Provided data
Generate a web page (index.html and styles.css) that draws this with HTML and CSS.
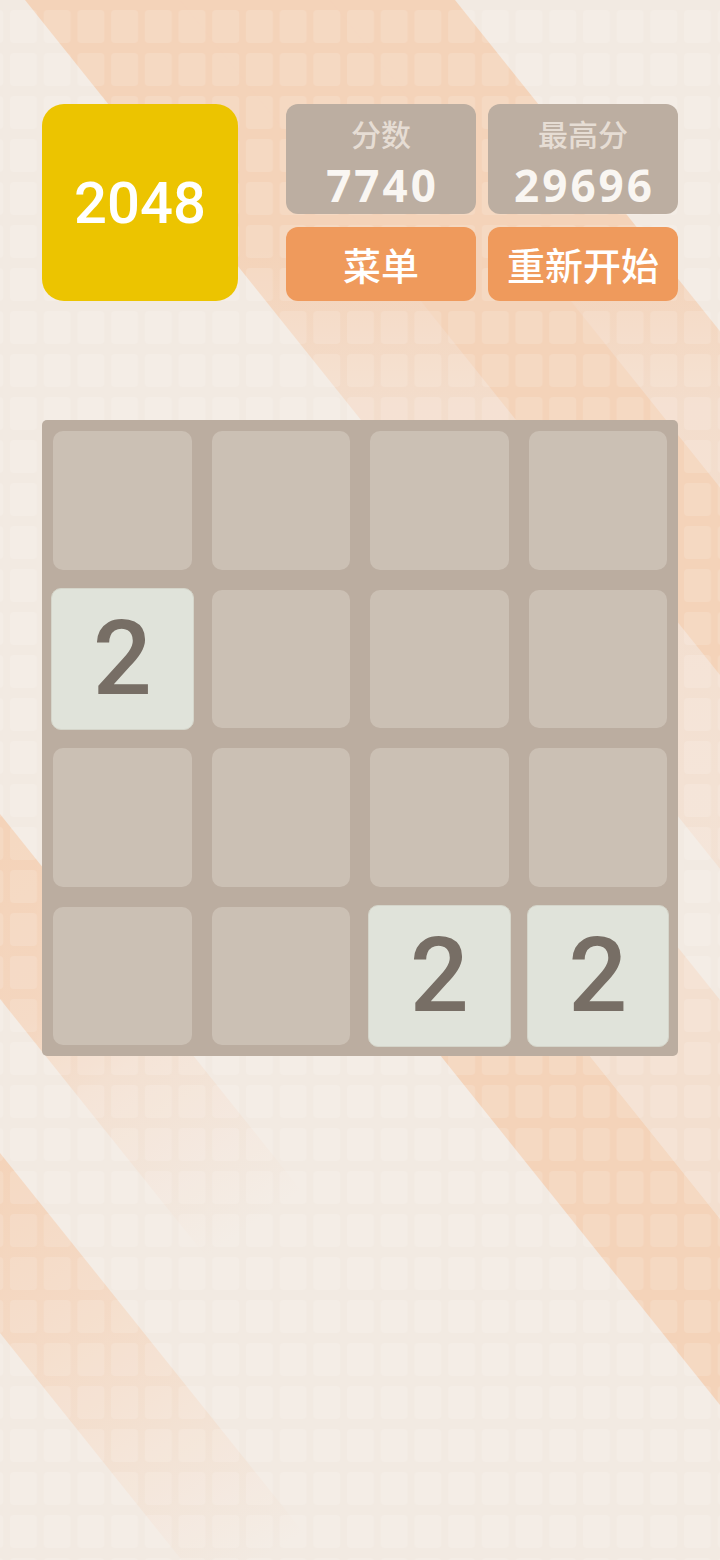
FILE: index.html
```html
<!DOCTYPE html>
<html lang="zh">
<head>
<meta charset="utf-8">
<title>2048</title>
<link rel="stylesheet" href="styles.css">
</head>
<body>
<div class="page">
  <svg class="bg" width="720" height="1560" viewBox="0 0 720 1560" aria-hidden="true">
    <defs>
      <pattern id="grid" x="10" y="10" width="33.7" height="43" patternUnits="userSpaceOnUse">
        <rect x="0" y="0" width="27" height="33" rx="4" fill="#ffffff" fill-opacity="0.13"/>
      </pattern>
      <linearGradient id="gP" x1="0" y1="0" x2="0" y2="1560" gradientUnits="userSpaceOnUse">
        <stop offset="0" stop-color="#f4d3b9"/>
        <stop offset="0.16" stop-color="#f4d3b9"/>
        <stop offset="0.26" stop-color="#f3ddcc"/>
        <stop offset="0.5" stop-color="#f3e1d3"/>
        <stop offset="1" stop-color="#f2e5da"/>
      </linearGradient>
      <linearGradient id="gL" x1="0" y1="850" x2="260" y2="1220" gradientUnits="userSpaceOnUse">
        <stop offset="0" stop-color="#f4d3b9"/>
        <stop offset="0.35" stop-color="#f4d6bf"/>
        <stop offset="0.55" stop-color="#f3e0d1"/>
        <stop offset="1" stop-color="#f2eae2"/>
      </linearGradient>
      <linearGradient id="gS" x1="0" y1="1150" x2="260" y2="1560" gradientUnits="userSpaceOnUse">
        <stop offset="0" stop-color="#f4d3b9"/>
        <stop offset="0.35" stop-color="#f4d9c4"/>
        <stop offset="1" stop-color="#f2eae2"/>
      </linearGradient>
    </defs>
    <rect width="720" height="1560" fill="#f2eae2"/>
    <polygon points="25,0 455,0 1455,1250 1025,1250" fill="url(#gP)"/>
    <polygon points="180,0 330,0 1130,1000 980,1000" fill="#f4d3b9"/>
    <polygon points="-200,564 -200,749 600,1749 600,1564" fill="url(#gL)"/>
    <polygon points="-200,903 -200,1083 500,1958 500,1778" fill="url(#gS)"/>
    <polygon points="465,900 640,900 1168,1560 993,1560" fill="#f3dfcf"/>
    <polygon points="316,900 465,900 993,1560 844,1560" fill="#f4d3b9"/>
    <rect width="720" height="1560" fill="url(#grid)"/>
  </svg>

  <header class="top">
    <div class="logo">2048</div>
    <div class="panel">
      <div class="score">
        <span class="label">分数</span>
        <span class="value">7740</span>
      </div>
      <div class="score">
        <span class="label">最高分</span>
        <span class="value">29696</span>
      </div>
      <button class="btn">菜单</button>
      <button class="btn">重新开始</button>
    </div>
  </header>

  <main class="board">
    <div class="cell"></div>
    <div class="cell"></div>
    <div class="cell"></div>
    <div class="cell"></div>
    <div class="cell tile">2</div>
    <div class="cell"></div>
    <div class="cell"></div>
    <div class="cell"></div>
    <div class="cell"></div>
    <div class="cell"></div>
    <div class="cell"></div>
    <div class="cell"></div>
    <div class="cell"></div>
    <div class="cell"></div>
    <div class="cell tile">2</div>
    <div class="cell tile">2</div>
  </main>
</div>
</body>
</html>
```

FILE: styles.css
```css
* {
  box-sizing: border-box;
}

html,
body {
  margin: 0;
  padding: 0;
}

body {
  width: 720px;
  height: 1560px;
  overflow: hidden;
  background: #f3ebe4;
  font-family: Roboto, "Noto Sans CJK SC", sans-serif;
}

.page {
  position: relative;
  width: 720px;
  height: 1560px;
}

.bg {
  position: absolute;
  left: 0;
  top: 0;
  z-index: 0;
  display: block;
}

.top {
  position: relative;
  z-index: 1;
  display: flex;
  gap: 48px;
  padding: 104px 42px 0;
}

.logo {
  width: 196px;
  height: 197px;
  border-radius: 22px;
  background: #ecc400;
  color: #ffffff;
  font: 500 58px/1 Roboto, sans-serif;
  display: flex;
  align-items: center;
  justify-content: center;
}

.panel {
  display: grid;
  grid-template-columns: 190px 190px;
  grid-template-rows: 110px 74px;
  column-gap: 12px;
  row-gap: 13px;
}

.score {
  background: #bcaea1;
  border-radius: 12px;
  display: flex;
  flex-direction: column;
  align-items: center;
  padding-top: 14px;
}

.label {
  font: 500 30px/1 "Noto Sans CJK SC", sans-serif;
  color: #e6ddd4;
}

.value {
  font: 700 44px/1 "Open Sans", sans-serif;
  color: #f9f6f2;
  margin-top: 15px;
  letter-spacing: 3px;
  padding-left: 3px;
}

.btn {
  border: 0;
  padding: 0;
  margin: 0;
  background: #ef9a5c;
  border-radius: 12px;
  color: #ffffff;
  font: 500 38px/1 "Noto Sans CJK SC", sans-serif;
  display: flex;
  align-items: center;
  justify-content: center;
}

.board {
  position: relative;
  z-index: 1;
  margin: 119px 42px 0;
  width: 636px;
  height: 636px;
  background: #bbada0;
  border-radius: 5px;
  padding: 11px;
  display: grid;
  grid-template-columns: repeat(4, 1fr);
  grid-template-rows: repeat(4, 1fr);
  gap: 20px;
}

.cell {
  background: #cbc0b4;
  border-radius: 10px;
}

.tile {
  background: #e0e3da;
  margin: -2px;
  border: 1.5px solid #d5d5ca;
  display: flex;
  align-items: center;
  justify-content: center;
  color: #776e65;
  font: 500 104px/1 Roboto, sans-serif;
}
```
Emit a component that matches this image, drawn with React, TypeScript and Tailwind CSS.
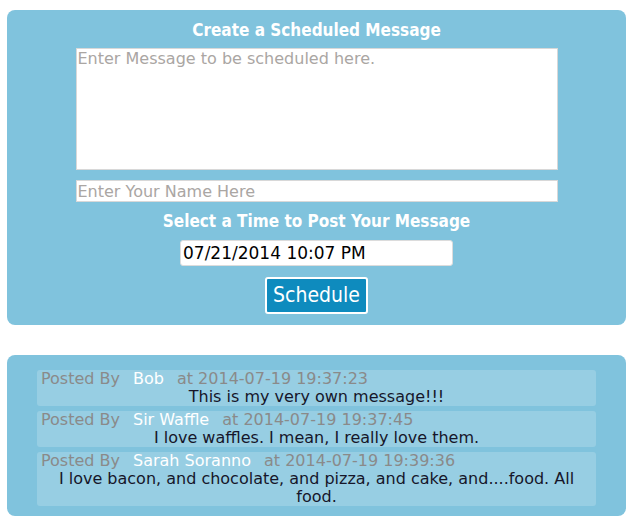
const messages = [
  { name: "Bob", at: "2014-07-19 19:37:23", text: "This is my very own message!!!" },
  { name: "Sir Waffle", at: "2014-07-19 19:37:45", text: "I love waffles. I mean, I really love them." },
  {
    name: "Sarah Soranno",
    at: "2014-07-19 19:39:36",
    text: "I love bacon, and chocolate, and pizza, and cake, and....food. All food.",
  },
];

export default function App() {
  return (
    <div className="min-h-[526px] bg-white px-[7px] pt-[10px] font-['DejaVu_Sans',sans-serif]">
      {/* scheduler form */}
      <div className="flex flex-col items-center rounded-[8px] bg-[#80c3dd] pt-[9px] pb-[11px]">
        <h2 className="mb-[7px] font-['DejaVu_Sans_Condensed','DejaVu_Sans',sans-serif] text-[17px] font-bold leading-[22px] text-white">
          Create a Scheduled Message
        </h2>
        <textarea
          placeholder="Enter Message to be scheduled here."
          className="h-[122px] w-[482px] resize-none border border-[#d8d8d8] bg-white px-[1px] py-0 text-[16px] leading-[20px] text-black outline-none placeholder:text-[#aaa6a3]"
        />
        <input
          placeholder="Enter Your Name Here"
          className="mt-[10px] h-[22px] w-[482px] border border-[#d8d8d8] bg-white px-[1px] text-[16px] leading-[20px] text-black outline-none placeholder:text-[#aaa6a3]"
        />
        <h3 className="mt-[8px] mb-[8px] font-['DejaVu_Sans_Condensed','DejaVu_Sans',sans-serif] text-[17px] font-bold leading-[22px] text-white">
          Select a Time to Post Your Message
        </h3>
        <input
          readOnly
          value="07/21/2014 10:07 PM"
          className="h-[26px] w-[273px] rounded-[3px] border border-[#dcdcdc] bg-white px-[2px] text-[17px] text-black outline-none"
        />
        <button className="mt-[11px] h-[37px] w-[103px] rounded-[3px] border-2 border-white bg-[#0e8bbe] font-['DejaVu_Sans_Condensed','DejaVu_Sans',sans-serif] text-[21px] text-white">
          Schedule
        </button>
      </div>

      {/* posted messages */}
      <div className="mt-[30px] flex flex-col gap-[5px] rounded-[8px] bg-[#80c3dd] px-[30px] pt-[15px] pb-[10px]">
        {messages.map((m) => (
          <div key={m.at} className="rounded-[3px] bg-[#97cee3] px-[4px] text-[16px] leading-[18px]">
            <div className="text-[#8a8a8a]">
              Posted By<span className="mx-[13px] text-white">{m.name}</span>at {m.at}
            </div>
            <p className="text-center text-[#16162a]">{m.text}</p>
          </div>
        ))}
      </div>
    </div>
  );
}
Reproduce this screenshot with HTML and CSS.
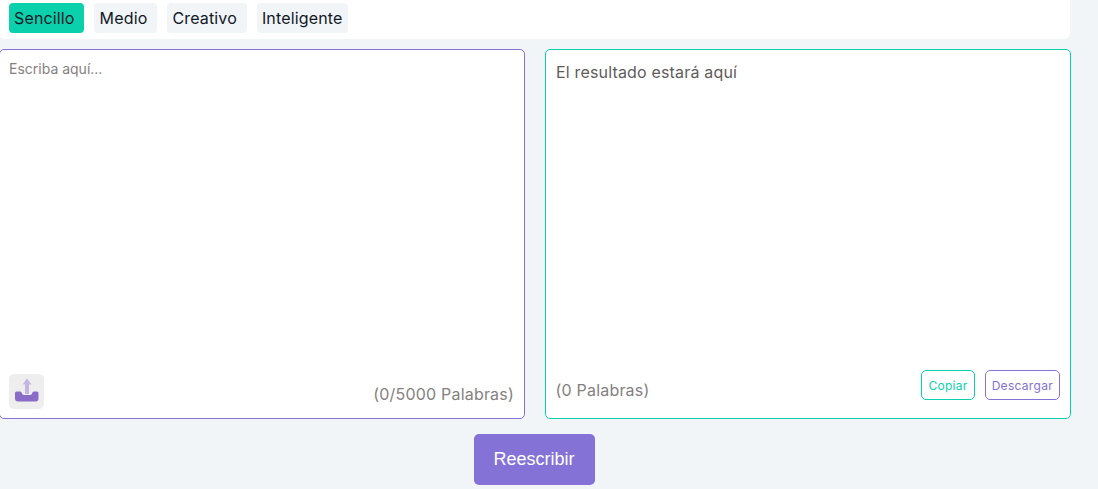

What you will do
Return all the lines that contain the string "styles".

Full output
Generate a web page (index.html and styles.css) that draws this with HTML and CSS.
<link rel="stylesheet" href="styles.css">
FILE: styles.css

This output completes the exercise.